Varios

Aquellos maravillosos años

Miles de personas esperan impacientes. Gritan y corean su nombre y entonces ocurre. Sale el jefe al escenario y suena la armónica. Durante unos segundos todos callan y una corriente invisible recorre y une esos miles de almas para, durante casi tres horas, llevarlos a otro sitio. The Boss is in the city (el jefe está en la ciudad). Bruce Springsteen ha venido a España otra vez. Ha venido a recordarme aquellos maravillosos años y os lo quería contar.

Sus detractores dicen que solo habla de autopistas, Cadillacs y fábricas. A mí me habla de más cosas, a veces sólo a mí. ¡Qué suerte tengo! Me habla de unos chicos que se reunían a jugar al baloncesto en el parque de Alagón, después del “coche fantástico“ y bajo un sol abrasador para luego juntarse en la piscina en torno a un radiocasete y oír al jefe. Años de futuro incierto donde jóvenes indolentes viven la vida. Los más lanzados y confiados juegan sin camiseta. Se lucen al sol como los chicos de las canciones de Bruce para luego por la noche intentar subir a algún Cadillac que les lleve “Down to the river”.

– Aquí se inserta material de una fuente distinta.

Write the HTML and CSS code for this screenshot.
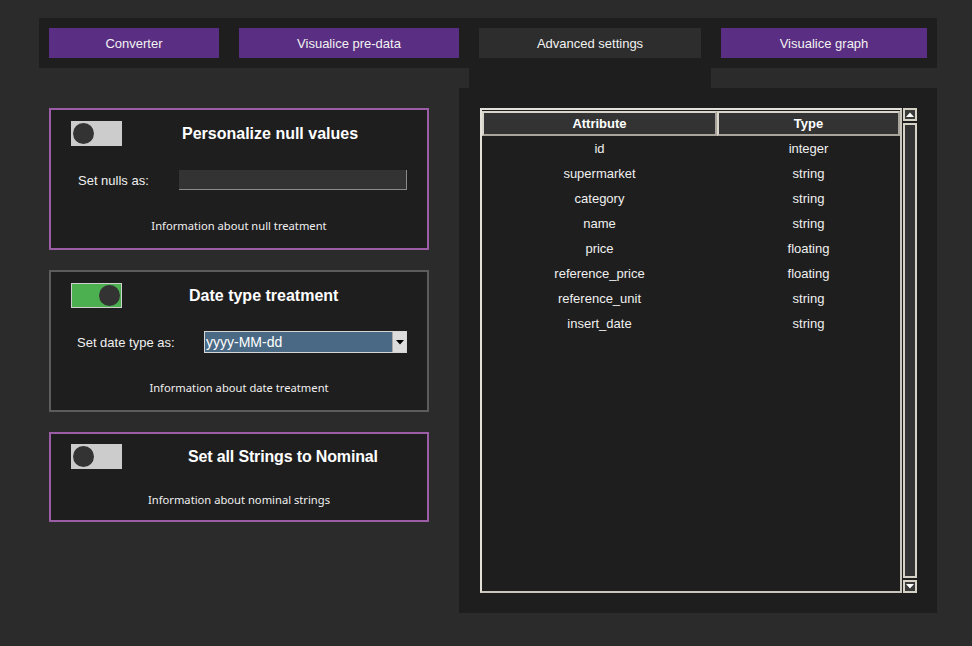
FILE: index.html
```html
<!DOCTYPE html>
<html>
<head>
<meta charset="utf-8">
<link rel="stylesheet" href="styles.css">
</head>
<body>
<div class="app">
  <div class="tabbar">
    <div class="tab tab-converter">Converter</div>
    <div class="tab tab-predata">Visualice pre-data</div>
    <div class="tab tab-active">Advanced settings</div>
    <div class="tab tab-graph">Visualice graph</div>
  </div>
  <div class="content">
    <div class="left">
      <div class="card card-purple card-null">
        <div class="card-head">
          <div class="toggle"><span class="knob"></span></div>
          <div class="title title-null">Personalize null values</div>
        </div>
        <div class="field-row field-null">
          <span class="label">Set nulls as:</span>
          <div class="text-input"></div>
        </div>
        <div class="info info-null">Information about null treatment</div>
      </div>
      <div class="card card-grey card-date">
        <div class="card-head">
          <div class="toggle toggle-on"><span class="knob"></span></div>
          <div class="title title-date">Date type treatment</div>
        </div>
        <div class="field-row field-date">
          <span class="label">Set date type as:</span>
          <div class="select">
            <span class="select-value">yyyy-MM-dd</span>
            <span class="select-btn"><svg width="8" height="5" viewBox="0 0 8 5"><path d="M0 0h8L4 4.5z" fill="#000"/></svg></span>
          </div>
        </div>
        <div class="info info-date">Information about date treatment</div>
      </div>
      <div class="card card-purple card-nominal">
        <div class="card-head">
          <div class="toggle"><span class="knob"></span></div>
          <div class="title title-nominal">Set all Strings to Nominal</div>
        </div>
        <div class="info info-nominal">Information about nominal strings</div>
      </div>
    </div>
    <div class="right">
      <div class="tab-neck"></div>
      <div class="panel">
        <div class="table-wrap">
          <table class="attr-table">
            <colgroup><col class="col-attr"><col class="col-type"></colgroup>
            <thead>
              <tr><th>Attribute</th><th>Type</th></tr>
            </thead>
            <tbody>
              <tr><td>id</td><td>integer</td></tr>
              <tr><td>supermarket</td><td>string</td></tr>
              <tr><td>category</td><td>string</td></tr>
              <tr><td>name</td><td>string</td></tr>
              <tr><td>price</td><td>floating</td></tr>
              <tr><td>reference_price</td><td>floating</td></tr>
              <tr><td>reference_unit</td><td>string</td></tr>
              <tr><td>insert_date</td><td>string</td></tr>
            </tbody>
          </table>
        </div>
        <div class="scrollbar">
          <div class="sb-btn"><svg width="8" height="5" viewBox="0 0 8 5"><path d="M0 5h8L4 0.5z" fill="#fff"/></svg></div>
          <div class="sb-track"></div>
          <div class="sb-btn"><svg width="8" height="5" viewBox="0 0 8 5"><path d="M0 0h8L4 4.5z" fill="#fff"/></svg></div>
        </div>
      </div>
    </div>
  </div>
</div>
</body>
</html>
```

FILE: styles.css
```css
* { box-sizing: border-box; }
html, body { margin: 0; padding: 0; }
body {
  background: #2b2b2b;
  font-family: "Liberation Sans", Arial, sans-serif;
  color: #f0f0f0;
  width: 972px;
  height: 646px;
  overflow: hidden;
}
.app {
  padding: 18px 0 0 39px;
}
.tabbar {
  width: 898px;
  height: 50px;
  background: #1e1e1e;
  padding: 10px;
  display: flex;
  gap: 20px;
}
.tab {
  height: 30px;
  display: flex;
  align-items: center;
  justify-content: center;
  font-size: 13px;
  color: #f2f2f2;
  background: #5a2e82;
}
.tab-converter { width: 170px; }
.tab-predata { width: 220px; }
.tab-active { width: 222px; background: #2d2d2d; }
.tab-graph { width: 206px; }

.content {
  display: flex;
  gap: 30px;
}
.left {
  margin-left: 10px;
  padding-top: 40px;
  width: 380px;
  display: flex;
  flex-direction: column;
  gap: 20px;
}
.card {
  background: #1e1e1e;
  border: 2px solid #9b5ea6;
  display: flex;
  flex-direction: column;
}
.card-grey { border-color: #5c5c5c; }
.card-null { height: 142px; padding: 11px 0 0 0; }
.card-date { height: 142px; padding: 11px 0 0 0; }
.card-nominal { height: 90px; padding: 10px 0 0 0; }

.card-head {
  display: flex;
  align-items: center;
  height: 25px;
  padding-left: 20px;
}
.toggle {
  width: 51px;
  height: 25px;
  background: #cccccc;
  position: relative;
  flex: none;
}
.knob {
  position: absolute;
  left: 2px;
  top: 2px;
  width: 21px;
  height: 21px;
  border-radius: 50%;
  background: #333333;
}
.toggle-on {
  background: #4caf50;
  border: 1px solid #cfcfcf;
}
.toggle-on .knob {
  left: auto;
  right: 1px;
  top: 1px;
}
.title {
  font-weight: bold;
  font-size: 16px;
  color: #ffffff;
  white-space: nowrap;
}
.title-null { margin-left: 60px; }
.title-date { margin-left: 67px; }
.title-nominal { margin-left: 66px; letter-spacing: -0.15px; }

.field-row {
  display: flex;
  align-items: center;
}
.label {
  font-size: 13px;
  color: #f0f0f0;
}
.field-null { margin-top: 24px; padding-left: 27px; }
.field-null .label { width: 101px; }
.text-input {
  width: 228px;
  height: 20px;
  background: #333333;
  border-right: 1px solid #8a8a8a;
  border-bottom: 1px solid #8a8a8a;
}
.field-date { margin-top: 23px; padding-left: 26px; }
.field-date .label { width: 127px; }
.select {
  width: 203px;
  height: 22px;
  display: flex;
  border: 1px solid #d6d6d6;
  background: #4a6984;
}
.select-value {
  flex: 1;
  font-size: 14px;
  color: #ffffff;
  line-height: 20px;
  padding-left: 1px;
}
.select-btn {
  width: 14px;
  background: #dcdcdc;
  border-left: 1px solid #a8a8a8;
  display: flex;
  align-items: center;
  justify-content: center;
}
.info {
  font-family: "Noto Sans", "Open Sans", sans-serif;
  font-size: 11.2px;
  line-height: 16px;
  text-align: center;
  color: #f0f0f0;
}
.info-null { margin-top: 28px; }
.info-date { margin-top: 27px; }
.info-nominal { margin-top: 23px; }

.right {
  display: flex;
  flex-direction: column;
}
.tab-neck {
  width: 242px;
  height: 20px;
  margin-left: 10px;
  background: #1e1e1e;
}
.panel {
  width: 478px;
  height: 525px;
  background: #1e1e1e;
  padding: 20px 20px 0 21px;
  display: flex;
  gap: 1px;
}
.table-wrap {
  width: 422px;
  height: 485px;
  border: 2px solid #e4e1d8;
  border-right-color: #c9c5bb;
  border-bottom-color: #c9c5bb;
  background: #1e1e1e;
}
.attr-table {
  width: 418px;
  border-collapse: separate;
  border-spacing: 0;
  table-layout: fixed;
  margin-top: 1px;
}
.col-attr { width: 235px; }
.col-type { width: 183px; }
.attr-table th {
  height: 25px;
  padding: 0;
  background: #333333;
  border: 2px solid #d9d5cb;
  border-right-color: #a9a59c;
  border-bottom-color: #a9a59c;
  font-size: 13px;
  font-weight: bold;
  color: #ffffff;
  text-align: center;
}
.attr-table td {
  height: 25px;
  padding: 0;
  font-size: 13px;
  text-align: center;
  color: #f0f0f0;
}
.scrollbar {
  width: 14px;
  height: 485px;
  display: flex;
  flex-direction: column;
  gap: 2px;
}
.sb-btn {
  height: 13px;
  background: #3a3a3a;
  border: 2px solid #d6d2c6;
  display: flex;
  align-items: center;
  justify-content: center;
  flex: none;
}
.sb-track {
  flex: 1;
  background: #333333;
  border: 2px solid #d6d2c6;
}
```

Me trae a la memoria cuando con dieciséis años, buscábamos sus letras para ver qué decían esas canciones que, sin entenderlas, recitábamos de memoria. De mayor he comprendido que hablaba de más cosas, de la tierra prometida, la de cada uno, de Tom Joad y los desamparados de la Gran depresión americana que fueron a buscar a otras tierras las uvas de la ira y de los sueños rotos que todos olvidamos por unos momentos cuando el saxo de “Jungleland“ nos transporta y nos hace felices. Parece imposible que alguien que desborda energía y hace que miles de personas canten a coro canciones y mantras que ni entienden haya sido infeliz alguna vez. Me recuerda a aquellos payasos que una vez despojados de su sonrisa pintada y su nariz colorada vuelven tristes a casa.

También me habla de un joven zorro que en el asiento de detrás del coche familiar (que no era un Cadillac ni un Chevrolet) cantaba una y otra vez “Thunder Road” hasta que su madre le decía basta. Basta de oír al hijo y basta de oír esos guitarreos ensordecedores que a la madre tanto le disgustaban y al chaval tanto le gustaban.

También pienso que la envidia no es sana, nunca lo es. Yo querría estar estos días en Barcelona como Spielberg, y los Obama que han ido a verle. Y de eso también tengo envidia, de que políticos y artistas se reúnan sin prejuicios y colaboren para hacer las cosas mejores. Cada uno desde su espacio. Los imagino cenando en Barcelona y hablando de sus cosas. Artistas y políticos, ahora millonarios, que surgidos de la nada cumplieron el sueño americano para hacernos felices a todos.

Así que, sin más, despido esta crónica de urgencia surgida al calor de una armónica, un saxo, unas guitarras y un puñado de recuerdos de juventud que a buen seguro muchos compartiréis.

Larga vida al jefe. Hay gente que no debería morir nunca.